*Task to complete:* Copy every line of the material below word for word.

__________

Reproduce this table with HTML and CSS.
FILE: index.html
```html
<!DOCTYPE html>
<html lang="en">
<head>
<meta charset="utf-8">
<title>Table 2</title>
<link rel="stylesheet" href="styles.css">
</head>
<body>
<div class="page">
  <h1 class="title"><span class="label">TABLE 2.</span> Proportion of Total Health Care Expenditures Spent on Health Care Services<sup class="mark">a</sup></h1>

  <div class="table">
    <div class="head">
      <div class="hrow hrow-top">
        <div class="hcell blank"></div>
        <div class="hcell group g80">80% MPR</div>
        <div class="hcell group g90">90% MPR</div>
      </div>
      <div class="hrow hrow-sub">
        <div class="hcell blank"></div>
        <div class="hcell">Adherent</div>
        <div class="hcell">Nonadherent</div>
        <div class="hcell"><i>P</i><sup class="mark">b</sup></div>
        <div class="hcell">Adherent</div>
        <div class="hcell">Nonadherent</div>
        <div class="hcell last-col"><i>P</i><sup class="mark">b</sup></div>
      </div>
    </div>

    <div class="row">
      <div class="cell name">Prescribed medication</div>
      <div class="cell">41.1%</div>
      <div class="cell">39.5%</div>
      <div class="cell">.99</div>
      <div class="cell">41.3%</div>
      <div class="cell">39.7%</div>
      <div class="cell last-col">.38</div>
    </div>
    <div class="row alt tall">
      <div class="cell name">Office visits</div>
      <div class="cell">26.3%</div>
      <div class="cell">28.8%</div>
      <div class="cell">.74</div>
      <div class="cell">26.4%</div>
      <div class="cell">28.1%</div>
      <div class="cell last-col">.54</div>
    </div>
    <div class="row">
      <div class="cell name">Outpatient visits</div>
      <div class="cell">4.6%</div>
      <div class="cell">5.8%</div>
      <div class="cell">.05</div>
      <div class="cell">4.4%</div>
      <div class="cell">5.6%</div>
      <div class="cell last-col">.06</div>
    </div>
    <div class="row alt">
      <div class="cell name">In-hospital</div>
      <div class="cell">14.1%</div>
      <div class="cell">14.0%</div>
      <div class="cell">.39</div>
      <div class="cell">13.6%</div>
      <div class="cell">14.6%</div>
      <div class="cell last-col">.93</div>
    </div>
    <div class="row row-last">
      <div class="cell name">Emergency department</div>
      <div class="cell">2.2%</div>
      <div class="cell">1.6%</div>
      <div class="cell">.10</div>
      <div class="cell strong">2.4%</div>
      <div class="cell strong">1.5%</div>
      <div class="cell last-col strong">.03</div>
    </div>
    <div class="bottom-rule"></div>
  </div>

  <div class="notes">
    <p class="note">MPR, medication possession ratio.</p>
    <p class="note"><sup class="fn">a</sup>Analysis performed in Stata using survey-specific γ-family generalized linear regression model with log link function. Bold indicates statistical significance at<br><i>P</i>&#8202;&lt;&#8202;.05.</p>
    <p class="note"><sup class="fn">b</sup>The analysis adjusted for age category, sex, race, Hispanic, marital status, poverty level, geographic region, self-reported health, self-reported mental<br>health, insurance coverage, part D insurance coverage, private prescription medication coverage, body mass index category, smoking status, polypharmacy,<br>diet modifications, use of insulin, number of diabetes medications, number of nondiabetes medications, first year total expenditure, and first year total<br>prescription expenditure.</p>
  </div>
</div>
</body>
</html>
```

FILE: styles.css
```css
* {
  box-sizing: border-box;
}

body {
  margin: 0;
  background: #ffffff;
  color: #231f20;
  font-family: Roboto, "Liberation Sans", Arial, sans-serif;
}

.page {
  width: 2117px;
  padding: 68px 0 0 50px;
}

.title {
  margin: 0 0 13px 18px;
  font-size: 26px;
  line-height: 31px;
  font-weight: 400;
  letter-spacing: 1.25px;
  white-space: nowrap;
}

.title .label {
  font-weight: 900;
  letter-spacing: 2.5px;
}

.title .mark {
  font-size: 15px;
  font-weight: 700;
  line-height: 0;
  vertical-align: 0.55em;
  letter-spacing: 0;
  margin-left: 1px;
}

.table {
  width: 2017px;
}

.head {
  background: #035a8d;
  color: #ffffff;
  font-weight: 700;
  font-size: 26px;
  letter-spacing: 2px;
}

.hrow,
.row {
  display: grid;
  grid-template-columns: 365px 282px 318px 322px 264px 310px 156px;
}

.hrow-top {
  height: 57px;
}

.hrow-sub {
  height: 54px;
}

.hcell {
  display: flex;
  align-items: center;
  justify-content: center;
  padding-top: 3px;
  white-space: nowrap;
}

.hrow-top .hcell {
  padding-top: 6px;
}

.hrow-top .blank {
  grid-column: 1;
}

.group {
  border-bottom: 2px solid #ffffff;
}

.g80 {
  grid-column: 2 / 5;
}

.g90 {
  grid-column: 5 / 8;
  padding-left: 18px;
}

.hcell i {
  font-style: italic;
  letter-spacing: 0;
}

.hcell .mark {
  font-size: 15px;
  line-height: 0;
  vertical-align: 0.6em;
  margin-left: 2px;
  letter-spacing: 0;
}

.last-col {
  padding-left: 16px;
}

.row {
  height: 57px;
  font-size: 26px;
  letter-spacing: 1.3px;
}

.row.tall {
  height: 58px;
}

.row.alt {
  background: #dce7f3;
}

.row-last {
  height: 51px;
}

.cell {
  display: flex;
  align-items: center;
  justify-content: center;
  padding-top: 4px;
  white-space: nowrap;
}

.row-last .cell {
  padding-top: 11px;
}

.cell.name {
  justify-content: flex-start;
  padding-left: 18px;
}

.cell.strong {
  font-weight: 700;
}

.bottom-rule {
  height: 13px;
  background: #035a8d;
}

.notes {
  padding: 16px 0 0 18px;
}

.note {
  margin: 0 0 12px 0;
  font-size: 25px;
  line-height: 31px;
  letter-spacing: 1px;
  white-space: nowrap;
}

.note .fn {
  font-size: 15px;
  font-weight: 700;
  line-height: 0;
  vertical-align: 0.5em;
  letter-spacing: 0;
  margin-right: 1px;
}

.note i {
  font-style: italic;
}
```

__________

*Finished exercise:*
Reproduce this table with HTML and CSS.
FILE: index.html
```html
<!DOCTYPE html>
<html lang="en">
<head>
<meta charset="utf-8">
<title>Table 2</title>
<link rel="stylesheet" href="styles.css">
</head>
<body>
<div class="page">
  <h1 class="title"><span class="label">TABLE 2.</span> Proportion of Total Health Care Expenditures Spent on Health Care Services<sup class="mark">a</sup></h1>

  <div class="table">
    <div class="head">
      <div class="hrow hrow-top">
        <div class="hcell blank"></div>
        <div class="hcell group g80">80% MPR</div>
        <div class="hcell group g90">90% MPR</div>
      </div>
      <div class="hrow hrow-sub">
        <div class="hcell blank"></div>
        <div class="hcell">Adherent</div>
        <div class="hcell">Nonadherent</div>
        <div class="hcell"><i>P</i><sup class="mark">b</sup></div>
        <div class="hcell">Adherent</div>
        <div class="hcell">Nonadherent</div>
        <div class="hcell last-col"><i>P</i><sup class="mark">b</sup></div>
      </div>
    </div>

    <div class="row">
      <div class="cell name">Prescribed medication</div>
      <div class="cell">41.1%</div>
      <div class="cell">39.5%</div>
      <div class="cell">.99</div>
      <div class="cell">41.3%</div>
      <div class="cell">39.7%</div>
      <div class="cell last-col">.38</div>
    </div>
    <div class="row alt tall">
      <div class="cell name">Office visits</div>
      <div class="cell">26.3%</div>
      <div class="cell">28.8%</div>
      <div class="cell">.74</div>
      <div class="cell">26.4%</div>
      <div class="cell">28.1%</div>
      <div class="cell last-col">.54</div>
    </div>
    <div class="row">
      <div class="cell name">Outpatient visits</div>
      <div class="cell">4.6%</div>
      <div class="cell">5.8%</div>
      <div class="cell">.05</div>
      <div class="cell">4.4%</div>
      <div class="cell">5.6%</div>
      <div class="cell last-col">.06</div>
    </div>
    <div class="row alt">
      <div class="cell name">In-hospital</div>
      <div class="cell">14.1%</div>
      <div class="cell">14.0%</div>
      <div class="cell">.39</div>
      <div class="cell">13.6%</div>
      <div class="cell">14.6%</div>
      <div class="cell last-col">.93</div>
    </div>
    <div class="row row-last">
      <div class="cell name">Emergency department</div>
      <div class="cell">2.2%</div>
      <div class="cell">1.6%</div>
      <div class="cell">.10</div>
      <div class="cell strong">2.4%</div>
      <div class="cell strong">1.5%</div>
      <div class="cell last-col strong">.03</div>
    </div>
    <div class="bottom-rule"></div>
  </div>

  <div class="notes">
    <p class="note">MPR, medication possession ratio.</p>
    <p class="note"><sup class="fn">a</sup>Analysis performed in Stata using survey-specific γ-family generalized linear regression model with log link function. Bold indicates statistical significance at<br><i>P</i>&#8202;&lt;&#8202;.05.</p>
    <p class="note"><sup class="fn">b</sup>The analysis adjusted for age category, sex, race, Hispanic, marital status, poverty level, geographic region, self-reported health, self-reported mental<br>health, insurance coverage, part D insurance coverage, private prescription medication coverage, body mass index category, smoking status, polypharmacy,<br>diet modifications, use of insulin, number of diabetes medications, number of nondiabetes medications, first year total expenditure, and first year total<br>prescription expenditure.</p>
  </div>
</div>
</body>
</html>
```

FILE: styles.css
```css
* {
  box-sizing: border-box;
}

body {
  margin: 0;
  background: #ffffff;
  color: #231f20;
  font-family: Roboto, "Liberation Sans", Arial, sans-serif;
}

.page {
  width: 2117px;
  padding: 68px 0 0 50px;
}

.title {
  margin: 0 0 13px 18px;
  font-size: 26px;
  line-height: 31px;
  font-weight: 400;
  letter-spacing: 1.25px;
  white-space: nowrap;
}

.title .label {
  font-weight: 900;
  letter-spacing: 2.5px;
}

.title .mark {
  font-size: 15px;
  font-weight: 700;
  line-height: 0;
  vertical-align: 0.55em;
  letter-spacing: 0;
  margin-left: 1px;
}

.table {
  width: 2017px;
}

.head {
  background: #035a8d;
  color: #ffffff;
  font-weight: 700;
  font-size: 26px;
  letter-spacing: 2px;
}

.hrow,
.row {
  display: grid;
  grid-template-columns: 365px 282px 318px 322px 264px 310px 156px;
}

.hrow-top {
  height: 57px;
}

.hrow-sub {
  height: 54px;
}

.hcell {
  display: flex;
  align-items: center;
  justify-content: center;
  padding-top: 3px;
  white-space: nowrap;
}

.hrow-top .hcell {
  padding-top: 6px;
}

.hrow-top .blank {
  grid-column: 1;
}

.group {
  border-bottom: 2px solid #ffffff;
}

.g80 {
  grid-column: 2 / 5;
}

.g90 {
  grid-column: 5 / 8;
  padding-left: 18px;
}

.hcell i {
  font-style: italic;
  letter-spacing: 0;
}

.hcell .mark {
  font-size: 15px;
  line-height: 0;
  vertical-align: 0.6em;
  margin-left: 2px;
  letter-spacing: 0;
}

.last-col {
  padding-left: 16px;
}

.row {
  height: 57px;
  font-size: 26px;
  letter-spacing: 1.3px;
}

.row.tall {
  height: 58px;
}

.row.alt {
  background: #dce7f3;
}

.row-last {
  height: 51px;
}

.cell {
  display: flex;
  align-items: center;
  justify-content: center;
  padding-top: 4px;
  white-space: nowrap;
}

.row-last .cell {
  padding-top: 11px;
}

.cell.name {
  justify-content: flex-start;
  padding-left: 18px;
}

.cell.strong {
  font-weight: 700;
}

.bottom-rule {
  height: 13px;
  background: #035a8d;
}

.notes {
  padding: 16px 0 0 18px;
}

.note {
  margin: 0 0 12px 0;
  font-size: 25px;
  line-height: 31px;
  letter-spacing: 1px;
  white-space: nowrap;
}

.note .fn {
  font-size: 15px;
  font-weight: 700;
  line-height: 0;
  vertical-align: 0.5em;
  letter-spacing: 0;
  margin-right: 1px;
}

.note i {
  font-style: italic;
}
```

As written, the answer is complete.